GIVEN DATA —

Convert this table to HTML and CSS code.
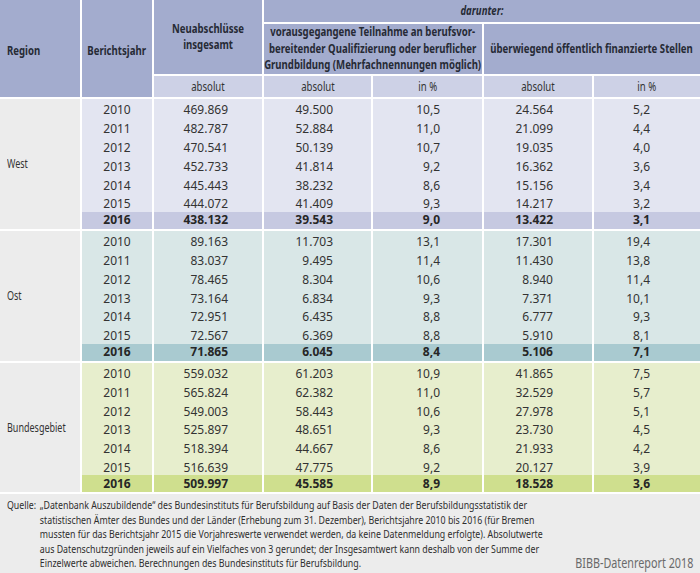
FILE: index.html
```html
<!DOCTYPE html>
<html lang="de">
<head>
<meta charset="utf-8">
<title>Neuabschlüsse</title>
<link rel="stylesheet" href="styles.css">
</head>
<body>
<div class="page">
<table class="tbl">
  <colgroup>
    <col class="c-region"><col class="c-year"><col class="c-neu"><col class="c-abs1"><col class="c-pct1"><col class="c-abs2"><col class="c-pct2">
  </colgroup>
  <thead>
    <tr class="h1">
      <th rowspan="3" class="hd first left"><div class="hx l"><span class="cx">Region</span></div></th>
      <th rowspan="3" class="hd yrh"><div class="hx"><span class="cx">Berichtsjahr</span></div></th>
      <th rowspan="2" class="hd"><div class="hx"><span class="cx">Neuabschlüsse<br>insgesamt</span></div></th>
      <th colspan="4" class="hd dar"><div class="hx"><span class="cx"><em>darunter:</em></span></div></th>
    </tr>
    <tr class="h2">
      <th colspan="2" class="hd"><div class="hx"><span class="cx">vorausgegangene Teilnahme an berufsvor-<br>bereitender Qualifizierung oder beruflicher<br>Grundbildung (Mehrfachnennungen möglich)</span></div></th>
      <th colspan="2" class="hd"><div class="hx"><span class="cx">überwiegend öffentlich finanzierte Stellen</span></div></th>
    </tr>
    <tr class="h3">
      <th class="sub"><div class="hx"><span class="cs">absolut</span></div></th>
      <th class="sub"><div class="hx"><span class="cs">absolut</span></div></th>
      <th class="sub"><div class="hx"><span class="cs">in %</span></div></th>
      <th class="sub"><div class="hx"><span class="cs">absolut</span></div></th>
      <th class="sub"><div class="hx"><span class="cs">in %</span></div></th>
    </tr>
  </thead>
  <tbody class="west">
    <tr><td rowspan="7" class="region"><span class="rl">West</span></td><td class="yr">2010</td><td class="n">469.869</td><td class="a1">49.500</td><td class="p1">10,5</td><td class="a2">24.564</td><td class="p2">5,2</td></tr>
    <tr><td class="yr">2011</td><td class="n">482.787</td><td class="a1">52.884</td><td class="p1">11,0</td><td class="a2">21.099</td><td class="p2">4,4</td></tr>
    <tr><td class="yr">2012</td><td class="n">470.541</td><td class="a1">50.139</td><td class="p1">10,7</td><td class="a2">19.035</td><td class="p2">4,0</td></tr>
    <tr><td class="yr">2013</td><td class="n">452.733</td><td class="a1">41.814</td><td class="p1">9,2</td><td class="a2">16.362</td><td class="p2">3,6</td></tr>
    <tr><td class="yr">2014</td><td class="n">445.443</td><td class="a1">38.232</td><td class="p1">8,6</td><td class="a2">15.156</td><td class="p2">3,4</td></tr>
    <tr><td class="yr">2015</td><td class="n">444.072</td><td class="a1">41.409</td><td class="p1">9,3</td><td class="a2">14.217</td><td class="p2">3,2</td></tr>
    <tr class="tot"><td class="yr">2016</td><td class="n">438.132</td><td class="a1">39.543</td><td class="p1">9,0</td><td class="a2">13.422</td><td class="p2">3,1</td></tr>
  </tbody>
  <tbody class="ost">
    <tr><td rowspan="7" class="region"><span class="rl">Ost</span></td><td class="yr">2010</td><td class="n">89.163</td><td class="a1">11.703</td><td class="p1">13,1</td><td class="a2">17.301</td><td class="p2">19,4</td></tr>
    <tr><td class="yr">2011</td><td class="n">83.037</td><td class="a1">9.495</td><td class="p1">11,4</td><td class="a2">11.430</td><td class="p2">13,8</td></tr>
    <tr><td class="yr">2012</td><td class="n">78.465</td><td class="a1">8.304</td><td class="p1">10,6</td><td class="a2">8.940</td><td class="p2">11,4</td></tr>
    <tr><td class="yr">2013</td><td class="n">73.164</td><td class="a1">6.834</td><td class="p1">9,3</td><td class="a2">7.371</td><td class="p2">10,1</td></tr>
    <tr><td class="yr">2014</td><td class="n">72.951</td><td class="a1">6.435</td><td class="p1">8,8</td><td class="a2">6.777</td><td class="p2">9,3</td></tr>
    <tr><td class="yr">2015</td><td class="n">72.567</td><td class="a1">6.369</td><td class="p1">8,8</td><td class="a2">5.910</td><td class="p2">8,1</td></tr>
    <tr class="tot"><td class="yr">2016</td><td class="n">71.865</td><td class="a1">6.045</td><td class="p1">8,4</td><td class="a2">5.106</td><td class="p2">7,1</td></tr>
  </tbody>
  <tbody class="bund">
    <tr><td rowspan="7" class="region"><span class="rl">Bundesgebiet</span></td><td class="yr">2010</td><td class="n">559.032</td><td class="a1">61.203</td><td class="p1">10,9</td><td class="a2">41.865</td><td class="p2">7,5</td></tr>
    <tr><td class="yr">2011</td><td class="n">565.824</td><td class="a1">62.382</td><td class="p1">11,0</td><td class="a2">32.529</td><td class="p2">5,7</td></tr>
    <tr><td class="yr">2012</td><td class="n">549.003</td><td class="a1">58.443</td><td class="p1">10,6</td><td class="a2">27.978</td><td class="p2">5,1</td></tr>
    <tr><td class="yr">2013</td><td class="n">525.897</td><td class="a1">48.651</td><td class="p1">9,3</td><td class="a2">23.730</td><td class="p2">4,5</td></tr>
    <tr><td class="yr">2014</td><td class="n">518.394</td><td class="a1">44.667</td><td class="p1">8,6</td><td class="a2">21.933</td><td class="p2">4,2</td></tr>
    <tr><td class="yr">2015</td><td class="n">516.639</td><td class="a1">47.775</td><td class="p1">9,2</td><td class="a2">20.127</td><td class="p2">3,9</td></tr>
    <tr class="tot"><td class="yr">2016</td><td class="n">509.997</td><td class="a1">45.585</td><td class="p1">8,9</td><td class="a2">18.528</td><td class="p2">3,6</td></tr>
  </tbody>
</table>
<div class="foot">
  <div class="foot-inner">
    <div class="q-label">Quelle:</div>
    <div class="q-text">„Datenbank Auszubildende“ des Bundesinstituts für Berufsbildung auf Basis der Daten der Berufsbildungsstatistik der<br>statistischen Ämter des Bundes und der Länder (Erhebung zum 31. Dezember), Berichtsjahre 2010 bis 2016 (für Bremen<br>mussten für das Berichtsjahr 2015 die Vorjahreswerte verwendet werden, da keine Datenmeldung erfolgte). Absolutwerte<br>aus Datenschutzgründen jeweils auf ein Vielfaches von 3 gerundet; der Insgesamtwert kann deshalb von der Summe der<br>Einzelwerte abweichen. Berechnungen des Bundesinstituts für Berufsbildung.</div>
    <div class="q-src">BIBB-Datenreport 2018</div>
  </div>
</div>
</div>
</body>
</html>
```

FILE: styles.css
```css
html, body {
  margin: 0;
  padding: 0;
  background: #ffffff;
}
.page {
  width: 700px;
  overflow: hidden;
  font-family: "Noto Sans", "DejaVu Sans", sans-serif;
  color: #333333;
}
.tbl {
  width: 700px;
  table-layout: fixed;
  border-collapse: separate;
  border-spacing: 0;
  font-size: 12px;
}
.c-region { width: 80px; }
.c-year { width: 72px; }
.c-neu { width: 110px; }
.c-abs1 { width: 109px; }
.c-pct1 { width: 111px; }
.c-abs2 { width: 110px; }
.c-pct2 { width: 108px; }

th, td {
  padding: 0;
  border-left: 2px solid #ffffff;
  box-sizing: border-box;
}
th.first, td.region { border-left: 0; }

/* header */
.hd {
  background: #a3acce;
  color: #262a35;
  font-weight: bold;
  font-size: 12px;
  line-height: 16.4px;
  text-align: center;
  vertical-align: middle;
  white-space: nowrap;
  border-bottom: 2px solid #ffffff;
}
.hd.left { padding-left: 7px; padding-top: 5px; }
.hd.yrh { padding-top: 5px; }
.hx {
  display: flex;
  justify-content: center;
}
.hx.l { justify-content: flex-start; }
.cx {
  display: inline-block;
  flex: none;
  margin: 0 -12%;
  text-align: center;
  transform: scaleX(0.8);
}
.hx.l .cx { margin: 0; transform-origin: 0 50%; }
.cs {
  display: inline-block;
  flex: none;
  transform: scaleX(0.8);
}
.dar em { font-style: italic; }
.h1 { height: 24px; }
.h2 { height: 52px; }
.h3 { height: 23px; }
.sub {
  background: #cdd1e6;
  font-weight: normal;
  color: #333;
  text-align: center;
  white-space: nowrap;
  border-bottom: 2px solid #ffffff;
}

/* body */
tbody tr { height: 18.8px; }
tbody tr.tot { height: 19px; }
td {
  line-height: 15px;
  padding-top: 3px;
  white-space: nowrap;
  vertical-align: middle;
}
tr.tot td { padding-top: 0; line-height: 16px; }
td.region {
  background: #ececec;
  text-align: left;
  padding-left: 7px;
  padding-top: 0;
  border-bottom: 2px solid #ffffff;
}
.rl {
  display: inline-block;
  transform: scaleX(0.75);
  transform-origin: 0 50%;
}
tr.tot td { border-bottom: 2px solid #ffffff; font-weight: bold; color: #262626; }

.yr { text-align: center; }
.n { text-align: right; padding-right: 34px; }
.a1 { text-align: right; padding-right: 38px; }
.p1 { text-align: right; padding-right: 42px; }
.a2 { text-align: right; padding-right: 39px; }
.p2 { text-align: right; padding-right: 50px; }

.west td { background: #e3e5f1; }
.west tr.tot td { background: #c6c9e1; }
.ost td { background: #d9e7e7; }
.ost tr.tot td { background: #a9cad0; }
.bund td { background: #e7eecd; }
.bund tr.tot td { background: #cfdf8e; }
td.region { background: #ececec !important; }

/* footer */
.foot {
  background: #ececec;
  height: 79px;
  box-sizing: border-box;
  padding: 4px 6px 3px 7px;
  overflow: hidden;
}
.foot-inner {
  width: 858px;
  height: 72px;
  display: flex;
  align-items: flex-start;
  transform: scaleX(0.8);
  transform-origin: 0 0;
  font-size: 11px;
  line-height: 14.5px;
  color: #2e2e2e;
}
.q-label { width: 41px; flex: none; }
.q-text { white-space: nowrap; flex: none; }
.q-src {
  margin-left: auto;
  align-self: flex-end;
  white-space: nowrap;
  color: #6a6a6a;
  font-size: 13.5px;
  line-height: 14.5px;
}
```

TASK REQUIREMENTS —
Determine the number of lines in the listing that hold the word "table", and supply that number and nothing further.

EXERCISE ANSWER —
4